Michal Kempný (born 8 September 1990) is a Czech professional ice hockey defenceman who is currently playing with HC Sparta Praha in the Czech Extraliga (ELH). Kempný formerly played in the National Hockey League (NHL) and won the Stanley Cup as a member of the Washington Capitals in 2018.

Playing career
Kempný played as a youth in Czech Republic with HC Dyje Břeclav and made his professional debut in the Slovak Extraliga with HK 36 Skalica.

Moving to play more competitively, Kempný played for HC Kometa Brno of the Czech Extraliga.

After seven seasons of professional hockey in the ELH, Kempný was signed by Russian club, Avangard Omsk, to play in the Kontinental Hockey League on 29 April 2015. In the 2015–16 season, he quickly transitioned to become the club's top defenseman, scoring 21 points in 59 games from the blueline.

Upon competing in his first senior international tournament for the Czech Republic at the 2016 IIHF World Championships, on 23 May 2016, Kempný as an undrafted free agent was signed to a one-year contract with the Chicago Blackhawks of the NHL. Kempný made his NHL debut on 12 October.
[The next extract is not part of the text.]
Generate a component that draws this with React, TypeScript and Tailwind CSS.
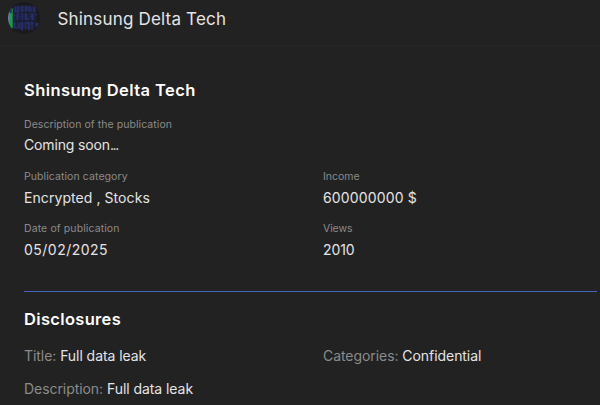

He scored the first goal of his NHL career on 30 December against Cam Ward of the Carolina Hurricanes.

In his first season with the club, he recorded 8 points in 50 games. On 27 May 2017, Kempný, who was set to become a restricted free agent, was re-signed by the club to a one-year extension.

On 19 February 2018, Kempný was traded to the Washington Capitals in exchange for the higher of Toronto or Washington's own third-round pick in the 2018 NHL Entry Draft; the pick would later be dealt and ultimately resulted in the selection of Linus Karlsson by the San Jose Sharks. Kempný scored his first career playoff goal in Game 1 of the 2018 Eastern Conference Finals against the Tampa Bay Lightning on a wrist shot from the point. He won the Stanley Cup with the Washington Capitals on June 7, 2018, and subsequently signed a four-year, $10 million extension with Washington.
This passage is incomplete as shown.